“I’ve heard about people loving their high school years, calling it the best years of their lives, but I’ve never felt that way about mine.”
When Ms. B walks down the hallway during first block, we all hold our breath. She calls herself the Angel of Death, the bearer of bad news. In her hands, she carries white slips of paper, asking us to miss out on our planning periods to cover other classes. In a flash, our forty-five minutes of alone time vanishes & is replaced with a classroom full of kids. So, yesterday, when Ms. B knocked on my door to hand me one of these slips, I grinned and beared it. Well, there goes my coffee trip.
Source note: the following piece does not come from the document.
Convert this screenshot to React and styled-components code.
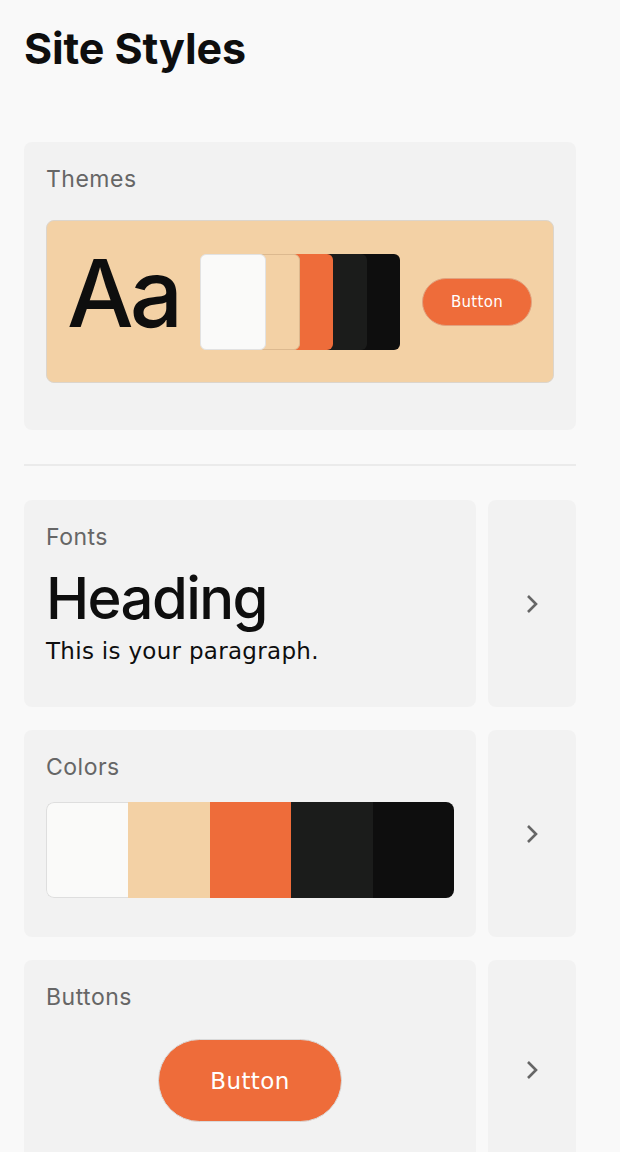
import React from "react";
import styled, { createGlobalStyle } from "styled-components";

const Global = createGlobalStyle`
  html, body { margin: 0; padding: 0; background: #f9f9f9; }
  body { font-family: Inter, "Liberation Sans", sans-serif; color: #0e0e0e; }
`;

const Page = styled.div`
  width: 552px;
  padding: 23px 24px 0;
  display: flex;
  flex-direction: column;
`;

const Title = styled.h1`
  margin: 0 0 69px;
  font-size: 43px;
  line-height: 50px;
  font-weight: 700;
  letter-spacing: -0.1px;
`;

const Card = styled.section`
  background: #f2f2f2;
  border-radius: 8px;
  padding: ${(p) => p.$pad || "23px 22px"};
  display: flex;
  flex-direction: column;
  flex: 1;
  min-width: 0;
`;

const Label = styled.div`
  font-size: 23px;
  line-height: 28px;
  color: #666;
  letter-spacing: 0.5px;
  margin-bottom: ${(p) => p.$gap || "27px"};
`;

const Preview = styled.div`
  background: #f3d1a5;
  border: 1px solid #dcd5cc;
  border-radius: 8px;
  height: 161px;
  display: flex;
  align-items: center;
  padding: 0 21px 0 20px;
`;

const Aa = styled.div`
  font-size: 94px;
  line-height: 1;
  font-weight: 500;
  letter-spacing: -4px;
  width: 133px;
  flex: none;
  margin-top: -18px;
`;

const Stack = styled.div`
  display: flex;
  height: 96px;
`;

const StackCard = styled.div`
  width: 66px;
  height: 96px;
  border-radius: 6px;
  background: ${(p) => p.$c};
  box-sizing: border-box;
  border: 1px solid ${(p) => p.$b || "transparent"};
  margin-left: ${(p) => (p.$first ? "0" : "-32.5px")};
  position: relative;
  z-index: ${(p) => p.$z};
`;

const ThemeButton = styled.div`
  margin-left: auto;
  width: 110px;
  height: 48px;
  box-sizing: border-box;
  border-radius: 24px;
  background: #ee6c3a;
  border: 1px solid #e1a27f;
  color: #fff;
  font-family: "DejaVu Sans", Inter, sans-serif;
  font-size: 15px;
  letter-spacing: 0.3px;
  display: flex;
  align-items: center;
  justify-content: center;
`;

const Divider = styled.hr`
  border: 0;
  border-top: 2px solid #ebebeb;
  margin: 34px 0 34px;
`;

const Row = styled.div`
  display: flex;
  gap: 12px;
  margin-bottom: 23px;
  height: ${(p) => p.$h || "207px"};
`;

const Side = styled.div`
  width: 88px;
  flex: none;
  background: #f2f2f2;
  border-radius: 8px;
  display: flex;
  align-items: center;
  justify-content: center;
`;

const Heading = styled.div`
  font-size: 58px;
  line-height: 62px;
  font-weight: 500;
  letter-spacing: -1.6px;
`;

const Para = styled.div`
  font-family: "DejaVu Sans", Inter, sans-serif;
  font-size: 23px;
  line-height: 28px;
  margin-top: 8px;
  letter-spacing: 0.3px;
`;

const Bar = styled.div`
  display: flex;
  height: 96px;
  width: 408px;
  border-radius: 8px;
  overflow: hidden;
`;

const Seg = styled.div`
  flex: 1;
  background: ${(p) => p.$c};
  box-sizing: border-box;
  border: ${(p) => (p.$b ? "1px solid #dedede" : "none")};
  border-right: none;
  border-radius: ${(p) => (p.$b ? "8px 0 0 8px" : "0")};
`;

const BigButton = styled.div`
  align-self: center;
  width: 184px;
  height: 83px;
  box-sizing: border-box;
  border-radius: 42px;
  background: #ee6c3a;
  border: 1px solid #d9d9d9;
  color: #fff;
  font-family: "DejaVu Sans", Inter, sans-serif;
  font-size: 23px;
  letter-spacing: 0.4px;
  display: flex;
  align-items: center;
  justify-content: center;
`;

const Chevron = () => (
  <svg width="16" height="22" viewBox="0 0 16 22" fill="none">
    <path d="M4 3 L12 11 L4 19" stroke="#666" strokeWidth="2.6" strokeLinecap="butt" strokeLinejoin="miter" />
  </svg>
);

const palette = ["#fafaf9", "#f3d1a5", "#ee6c3a", "#1b1c1b", "#0e0e0e"];

export default function App() {
  return (
    <>
      <Global />
      <Page>
        <Title>Site Styles</Title>
        <Card $pad="23px 22px 47px">
          <Label>Themes</Label>
          <Preview>
            <Aa>Aa</Aa>
            <Stack>
              {palette.map((c, i) => (
                <StackCard
                  key={c}
                  $c={c}
                  $first={i === 0}
                  $z={5 - i}
                  $b={i === 0 ? "#e2e2e2" : i === 1 ? "#dcb98f" : undefined}
                />
              ))}
            </Stack>
            <ThemeButton>Button</ThemeButton>
          </Preview>
        </Card>
        <Divider />
        <Row>
          <Card>
            <Label $gap="16px">Fonts</Label>
            <Heading>Heading</Heading>
            <Para>This is your paragraph.</Para>
          </Card>
          <Side><Chevron /></Side>
        </Row>
        <Row>
          <Card>
            <Label $gap="21px">Colors</Label>
            <Bar>
              {palette.map((c, i) => (
                <Seg key={c} $c={c} $b={i === 0} />
              ))}
            </Bar>
          </Card>
          <Side><Chevron /></Side>
        </Row>
        <Row $h="220px">
          <Card>
            <Label $gap="28px">Buttons</Label>
            <BigButton>Button</BigButton>
          </Card>
          <Side><Chevron /></Side>
        </Row>
      </Page>
    </>
  );
}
I’ve started using these class covers as a more than just a chance to add $7.50 an hour to my paycheck — instead, I use them to ask kids the questions I’ve always had on my mind. I have a (somewhat) captive audience — why not use it?
My go-to question of the moment is this: what is one thing John Marshall needs to be more successful, as a school? Which is when I heard the following response: “I’ve heard about people loving their high school years, calling it the best years of their lives, but I’ve never felt that way about mine.”
The students talked about the high turnover of teachers, their desire to simply get out of high school, and what it would take to change that mentality — for themselves, at least. I listened to some of these students, and I felt a strange sense of calm. While I was sad that they felt so removed from their environment, I also felt hope. These students were starting to see the same things I have seen for the past few weeks. I am not alone — they want to feel empowered by their high school experience, too.
There are so many cool initiatives at my school, but I’m seeing that there’s a desire for more. How to get it started? I’m not sure — but we are starting to form a community of people who want to invest time in doing something important.